How is that manifested?
It’s a more singer-driven presentation. As I said, I find what I do easy. As long as I have a few moments of joy, I can endure the rigidness of playing the same songs every night. Roger has got the whole focus of the audience on him. He has opportunities now to employ some of his other skills – he is a more practical storyteller and dramatist than I am. When we did that last big Quadrophenia tour, I was hoping to revive what I call ‘the Hyde Park script’, which I wrote for a Prince’s Trust show and we toured in ’96 and ’97. I felt I couldn’t really work on anything else. He came in sideways. He said, “I will do this with you, but I want complete control.” This was a massive shift. I was always the one with complete control. I thought, ‘Why shouldn’t I let him have complete control? What’s my problem? Let’s see what happens.’ He started putting together this presentation, which worried me terribly. I felt it was rather abstract and stole quite a lot of stuff from Tommy – a young man growing up in a post-war British world, ration books, royal weddings, coronations, all that kind of stuff. We play out first show in Florida to a non-sell out crowd. We were about 300 seats short. The next day, everyone’s very buoyant. Robert Rosenberg says, “Have you read the reviews? They’re incredible. Everyone is blown away by the band.” I’d had to use Roger’s musicians, which I wasn’t keen on. It progressed, the reviews got better and better. So I thought, ‘Fuck, this guy know this business.’ And so he should.

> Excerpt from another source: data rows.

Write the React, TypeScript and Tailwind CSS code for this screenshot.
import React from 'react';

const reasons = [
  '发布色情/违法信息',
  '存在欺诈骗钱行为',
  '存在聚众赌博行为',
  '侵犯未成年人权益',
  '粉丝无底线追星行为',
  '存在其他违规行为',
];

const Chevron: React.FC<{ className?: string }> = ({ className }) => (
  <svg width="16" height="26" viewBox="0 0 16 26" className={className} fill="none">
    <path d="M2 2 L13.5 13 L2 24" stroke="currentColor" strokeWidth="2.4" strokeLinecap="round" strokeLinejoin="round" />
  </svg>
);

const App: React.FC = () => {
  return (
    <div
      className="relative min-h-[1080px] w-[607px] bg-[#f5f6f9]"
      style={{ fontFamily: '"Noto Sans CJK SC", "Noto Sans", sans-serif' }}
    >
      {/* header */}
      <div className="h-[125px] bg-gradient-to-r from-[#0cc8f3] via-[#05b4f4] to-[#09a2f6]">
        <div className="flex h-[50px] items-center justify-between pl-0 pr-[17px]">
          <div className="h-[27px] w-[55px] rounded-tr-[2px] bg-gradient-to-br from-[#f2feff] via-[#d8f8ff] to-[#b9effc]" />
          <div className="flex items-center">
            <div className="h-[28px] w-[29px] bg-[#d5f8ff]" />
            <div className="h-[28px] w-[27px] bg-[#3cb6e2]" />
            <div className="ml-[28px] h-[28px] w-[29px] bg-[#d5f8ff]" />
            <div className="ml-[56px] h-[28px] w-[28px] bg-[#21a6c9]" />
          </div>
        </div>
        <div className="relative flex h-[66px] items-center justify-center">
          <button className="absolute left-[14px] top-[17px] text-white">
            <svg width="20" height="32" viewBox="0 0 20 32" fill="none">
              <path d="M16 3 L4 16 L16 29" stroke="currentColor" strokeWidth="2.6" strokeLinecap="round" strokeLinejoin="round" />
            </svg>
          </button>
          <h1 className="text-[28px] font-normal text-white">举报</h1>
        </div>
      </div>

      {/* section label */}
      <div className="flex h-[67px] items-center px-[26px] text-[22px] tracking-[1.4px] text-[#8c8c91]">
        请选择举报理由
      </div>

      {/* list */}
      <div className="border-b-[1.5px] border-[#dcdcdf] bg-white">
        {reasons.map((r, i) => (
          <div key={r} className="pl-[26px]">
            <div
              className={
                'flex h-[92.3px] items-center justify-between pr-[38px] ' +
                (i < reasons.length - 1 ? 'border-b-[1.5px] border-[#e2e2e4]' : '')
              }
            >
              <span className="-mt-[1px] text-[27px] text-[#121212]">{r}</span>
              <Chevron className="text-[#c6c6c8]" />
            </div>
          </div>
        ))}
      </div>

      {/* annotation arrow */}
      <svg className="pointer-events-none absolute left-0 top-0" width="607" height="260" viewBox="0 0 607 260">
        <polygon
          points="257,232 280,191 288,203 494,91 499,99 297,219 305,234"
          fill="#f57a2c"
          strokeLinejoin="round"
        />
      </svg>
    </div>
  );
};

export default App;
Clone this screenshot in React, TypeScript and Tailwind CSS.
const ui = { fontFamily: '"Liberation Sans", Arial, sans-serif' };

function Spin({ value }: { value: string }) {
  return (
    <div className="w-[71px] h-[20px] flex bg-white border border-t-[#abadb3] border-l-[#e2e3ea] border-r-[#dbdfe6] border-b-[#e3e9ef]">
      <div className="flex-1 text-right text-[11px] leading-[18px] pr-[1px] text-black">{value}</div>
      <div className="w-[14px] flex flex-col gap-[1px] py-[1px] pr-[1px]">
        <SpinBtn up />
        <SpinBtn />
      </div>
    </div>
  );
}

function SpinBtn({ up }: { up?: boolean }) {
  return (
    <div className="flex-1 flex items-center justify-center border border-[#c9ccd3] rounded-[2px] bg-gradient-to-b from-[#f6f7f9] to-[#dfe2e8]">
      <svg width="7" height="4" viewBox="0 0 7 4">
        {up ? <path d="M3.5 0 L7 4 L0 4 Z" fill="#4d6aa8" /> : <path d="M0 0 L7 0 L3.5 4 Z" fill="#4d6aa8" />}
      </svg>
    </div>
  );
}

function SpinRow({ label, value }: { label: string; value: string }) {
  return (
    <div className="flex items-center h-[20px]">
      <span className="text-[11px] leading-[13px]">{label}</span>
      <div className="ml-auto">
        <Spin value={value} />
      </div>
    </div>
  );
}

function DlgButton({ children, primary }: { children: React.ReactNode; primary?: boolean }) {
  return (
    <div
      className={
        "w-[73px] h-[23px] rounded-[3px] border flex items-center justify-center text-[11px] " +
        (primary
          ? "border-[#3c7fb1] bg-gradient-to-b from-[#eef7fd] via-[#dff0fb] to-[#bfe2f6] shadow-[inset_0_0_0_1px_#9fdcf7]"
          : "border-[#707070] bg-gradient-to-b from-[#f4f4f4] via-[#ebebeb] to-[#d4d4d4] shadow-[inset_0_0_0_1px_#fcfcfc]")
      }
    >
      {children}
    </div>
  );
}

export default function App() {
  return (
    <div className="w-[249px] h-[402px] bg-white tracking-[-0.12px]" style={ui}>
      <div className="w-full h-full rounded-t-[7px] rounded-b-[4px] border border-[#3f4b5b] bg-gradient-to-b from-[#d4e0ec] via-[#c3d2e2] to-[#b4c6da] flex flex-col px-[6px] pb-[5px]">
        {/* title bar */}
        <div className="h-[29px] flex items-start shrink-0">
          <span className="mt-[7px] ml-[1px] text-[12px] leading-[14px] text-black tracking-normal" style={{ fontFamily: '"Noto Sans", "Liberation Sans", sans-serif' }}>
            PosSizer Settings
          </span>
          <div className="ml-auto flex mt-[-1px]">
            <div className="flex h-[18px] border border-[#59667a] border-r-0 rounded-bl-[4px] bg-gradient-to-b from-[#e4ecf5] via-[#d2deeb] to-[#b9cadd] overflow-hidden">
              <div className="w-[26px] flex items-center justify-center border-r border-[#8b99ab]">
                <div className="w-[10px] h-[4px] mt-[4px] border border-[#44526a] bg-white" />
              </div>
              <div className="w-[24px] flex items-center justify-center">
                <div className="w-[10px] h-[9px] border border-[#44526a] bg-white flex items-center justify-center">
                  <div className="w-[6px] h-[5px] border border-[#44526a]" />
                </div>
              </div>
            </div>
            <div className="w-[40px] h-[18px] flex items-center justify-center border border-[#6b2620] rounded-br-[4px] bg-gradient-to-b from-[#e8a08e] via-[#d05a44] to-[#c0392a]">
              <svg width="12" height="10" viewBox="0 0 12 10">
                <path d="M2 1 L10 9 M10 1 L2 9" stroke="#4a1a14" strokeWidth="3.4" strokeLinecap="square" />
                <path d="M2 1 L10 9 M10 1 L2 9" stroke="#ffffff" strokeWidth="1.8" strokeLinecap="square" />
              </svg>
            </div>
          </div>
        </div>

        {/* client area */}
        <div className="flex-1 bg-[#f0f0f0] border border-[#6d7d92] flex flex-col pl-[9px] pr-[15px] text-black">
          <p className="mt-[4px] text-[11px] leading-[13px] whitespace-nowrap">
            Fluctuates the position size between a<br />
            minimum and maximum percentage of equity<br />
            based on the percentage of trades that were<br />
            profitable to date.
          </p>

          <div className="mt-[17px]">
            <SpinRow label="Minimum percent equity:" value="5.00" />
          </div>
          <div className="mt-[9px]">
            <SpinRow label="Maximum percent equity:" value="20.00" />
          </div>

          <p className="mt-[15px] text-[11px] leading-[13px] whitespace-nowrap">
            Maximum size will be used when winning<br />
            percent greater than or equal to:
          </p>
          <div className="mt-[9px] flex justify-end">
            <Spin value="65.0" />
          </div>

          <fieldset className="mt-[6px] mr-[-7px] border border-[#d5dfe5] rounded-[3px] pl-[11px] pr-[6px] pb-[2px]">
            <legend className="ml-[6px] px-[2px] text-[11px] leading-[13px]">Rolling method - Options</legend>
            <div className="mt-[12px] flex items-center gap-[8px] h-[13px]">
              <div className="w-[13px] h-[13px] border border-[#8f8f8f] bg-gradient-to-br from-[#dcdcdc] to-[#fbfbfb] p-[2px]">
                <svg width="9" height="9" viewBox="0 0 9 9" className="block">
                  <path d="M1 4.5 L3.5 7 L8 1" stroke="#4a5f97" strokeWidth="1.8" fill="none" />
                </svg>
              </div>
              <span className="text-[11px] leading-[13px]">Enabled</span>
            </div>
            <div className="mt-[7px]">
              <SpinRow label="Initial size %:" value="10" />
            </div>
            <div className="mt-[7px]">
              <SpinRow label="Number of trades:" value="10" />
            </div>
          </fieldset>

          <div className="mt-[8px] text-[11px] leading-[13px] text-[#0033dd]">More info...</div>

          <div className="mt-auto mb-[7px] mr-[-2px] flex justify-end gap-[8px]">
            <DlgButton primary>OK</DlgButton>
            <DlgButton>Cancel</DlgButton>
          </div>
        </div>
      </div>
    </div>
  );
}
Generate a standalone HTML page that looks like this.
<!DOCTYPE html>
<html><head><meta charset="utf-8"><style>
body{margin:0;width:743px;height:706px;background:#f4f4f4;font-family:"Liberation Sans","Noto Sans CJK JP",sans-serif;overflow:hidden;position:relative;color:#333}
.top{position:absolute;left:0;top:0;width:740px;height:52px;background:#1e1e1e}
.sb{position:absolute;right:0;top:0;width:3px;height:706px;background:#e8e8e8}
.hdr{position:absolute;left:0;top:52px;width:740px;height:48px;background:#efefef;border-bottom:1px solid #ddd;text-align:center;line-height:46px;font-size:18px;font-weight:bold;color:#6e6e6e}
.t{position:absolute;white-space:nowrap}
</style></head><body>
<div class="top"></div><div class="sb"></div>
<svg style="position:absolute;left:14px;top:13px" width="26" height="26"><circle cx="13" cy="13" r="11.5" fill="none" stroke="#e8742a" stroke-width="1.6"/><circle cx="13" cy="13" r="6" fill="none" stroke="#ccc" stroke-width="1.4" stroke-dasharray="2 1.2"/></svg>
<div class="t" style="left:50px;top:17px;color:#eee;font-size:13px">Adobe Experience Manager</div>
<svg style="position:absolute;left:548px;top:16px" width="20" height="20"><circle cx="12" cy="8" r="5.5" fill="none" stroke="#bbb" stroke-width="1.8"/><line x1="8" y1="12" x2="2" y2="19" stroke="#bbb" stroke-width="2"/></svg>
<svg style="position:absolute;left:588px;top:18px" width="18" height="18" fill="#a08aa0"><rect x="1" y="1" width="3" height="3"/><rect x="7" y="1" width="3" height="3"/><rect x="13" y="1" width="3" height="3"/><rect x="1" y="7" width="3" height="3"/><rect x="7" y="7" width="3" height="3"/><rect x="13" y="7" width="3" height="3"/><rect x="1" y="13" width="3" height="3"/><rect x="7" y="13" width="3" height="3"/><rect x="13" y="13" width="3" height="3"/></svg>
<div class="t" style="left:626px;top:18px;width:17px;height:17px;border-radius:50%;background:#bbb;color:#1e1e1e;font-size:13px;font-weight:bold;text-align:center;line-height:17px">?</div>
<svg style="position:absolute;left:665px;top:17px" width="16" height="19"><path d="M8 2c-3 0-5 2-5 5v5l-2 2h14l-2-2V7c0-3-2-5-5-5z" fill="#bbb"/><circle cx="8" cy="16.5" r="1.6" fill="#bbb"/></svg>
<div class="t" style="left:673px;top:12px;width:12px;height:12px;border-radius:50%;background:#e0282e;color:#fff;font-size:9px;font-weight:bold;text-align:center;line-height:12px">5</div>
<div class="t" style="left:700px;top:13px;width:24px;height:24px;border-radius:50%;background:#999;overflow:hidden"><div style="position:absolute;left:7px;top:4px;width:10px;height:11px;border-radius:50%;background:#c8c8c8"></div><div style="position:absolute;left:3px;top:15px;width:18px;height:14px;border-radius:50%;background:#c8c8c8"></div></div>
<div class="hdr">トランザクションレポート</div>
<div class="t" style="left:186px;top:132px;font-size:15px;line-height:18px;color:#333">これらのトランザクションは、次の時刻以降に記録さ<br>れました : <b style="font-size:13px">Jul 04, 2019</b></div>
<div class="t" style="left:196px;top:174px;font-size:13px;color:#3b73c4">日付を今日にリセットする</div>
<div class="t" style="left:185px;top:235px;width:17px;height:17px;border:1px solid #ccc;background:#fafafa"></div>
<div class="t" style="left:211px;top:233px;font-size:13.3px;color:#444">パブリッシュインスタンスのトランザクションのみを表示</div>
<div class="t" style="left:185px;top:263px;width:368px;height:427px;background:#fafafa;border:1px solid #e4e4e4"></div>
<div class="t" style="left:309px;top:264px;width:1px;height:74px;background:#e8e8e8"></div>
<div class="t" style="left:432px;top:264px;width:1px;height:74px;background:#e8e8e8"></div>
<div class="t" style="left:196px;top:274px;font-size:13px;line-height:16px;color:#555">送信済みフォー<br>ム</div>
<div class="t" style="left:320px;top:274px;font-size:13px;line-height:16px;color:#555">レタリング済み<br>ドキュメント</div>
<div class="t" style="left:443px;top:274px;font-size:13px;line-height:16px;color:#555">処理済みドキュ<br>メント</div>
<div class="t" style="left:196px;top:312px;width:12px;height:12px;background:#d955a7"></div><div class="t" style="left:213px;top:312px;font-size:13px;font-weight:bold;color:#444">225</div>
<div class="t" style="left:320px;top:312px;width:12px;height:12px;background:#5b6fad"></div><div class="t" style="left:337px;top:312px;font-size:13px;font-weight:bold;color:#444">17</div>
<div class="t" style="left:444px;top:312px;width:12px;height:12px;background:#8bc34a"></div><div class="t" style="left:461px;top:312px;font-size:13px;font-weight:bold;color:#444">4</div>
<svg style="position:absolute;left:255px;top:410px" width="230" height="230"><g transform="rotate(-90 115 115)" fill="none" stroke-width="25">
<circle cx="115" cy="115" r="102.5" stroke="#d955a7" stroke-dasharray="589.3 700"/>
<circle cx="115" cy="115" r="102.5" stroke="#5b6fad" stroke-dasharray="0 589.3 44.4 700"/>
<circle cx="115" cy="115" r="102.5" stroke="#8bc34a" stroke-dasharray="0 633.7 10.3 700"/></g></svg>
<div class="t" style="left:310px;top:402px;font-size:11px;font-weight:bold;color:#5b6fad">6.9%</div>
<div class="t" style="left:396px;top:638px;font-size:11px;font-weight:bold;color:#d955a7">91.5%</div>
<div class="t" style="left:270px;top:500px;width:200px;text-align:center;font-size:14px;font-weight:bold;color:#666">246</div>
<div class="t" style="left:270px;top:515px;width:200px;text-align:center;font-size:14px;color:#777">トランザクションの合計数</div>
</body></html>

But there’s a desire that I have sometimes to do a show which is just crap. Go out in front of a bunch of devoted Who fans and say, “Listen, you bunch of fucking cunts. Fuck off. Don’t come back. This is the last time I’m every going to fucking say anything that’s even slightly nice to you.” Then what you do is plug your guitar into overdrive and walk off stage. Roger’s done a few walk offs. We did a show in Verona in 2005, 2006. He had a hissy fit and went off into the streets and we lost him. I took over the show and turned it into an R&B gig. I still meet people in Italy who say, “It was the best show ever, it was like opera!” I don’t mean deliberately play crap. I mean allow a degree of experimentation that would allow you to make the kind of mistakes that people might say, “This is crap.”


You talk about being constricted by the setlists. Why not change them around, then? You’re not exactly short of songs…
Roger thinks that way. I definitely don’t. but I’m not looking for something different. I’ve played “Baba O’Riley” a lot of times, but no guitar player has ever been given such a great opening chord. BANG BANG BANG. FUCK OFF! AREN’T I FUCKING AMAZING? AND I WROTE IT. Why would I want to noodle around with “My name is Ivor, I’m an engine driver?” But Roger loves doing mini opera. He laughs. He giggles. He thinks it’s an inside joke. I keep whispering to him, “It’s about paedophilia. It’s about child abuse.” “Yeah, but that’s your thing. Not mine.” Those old songs, we have fans who sit at the front and when they think I’m listening shout for “Naked Eye” or “Slip Kid”. So I’m happy with the hits because the hits work for me on stage. I do it naturally. It’s a better script for me.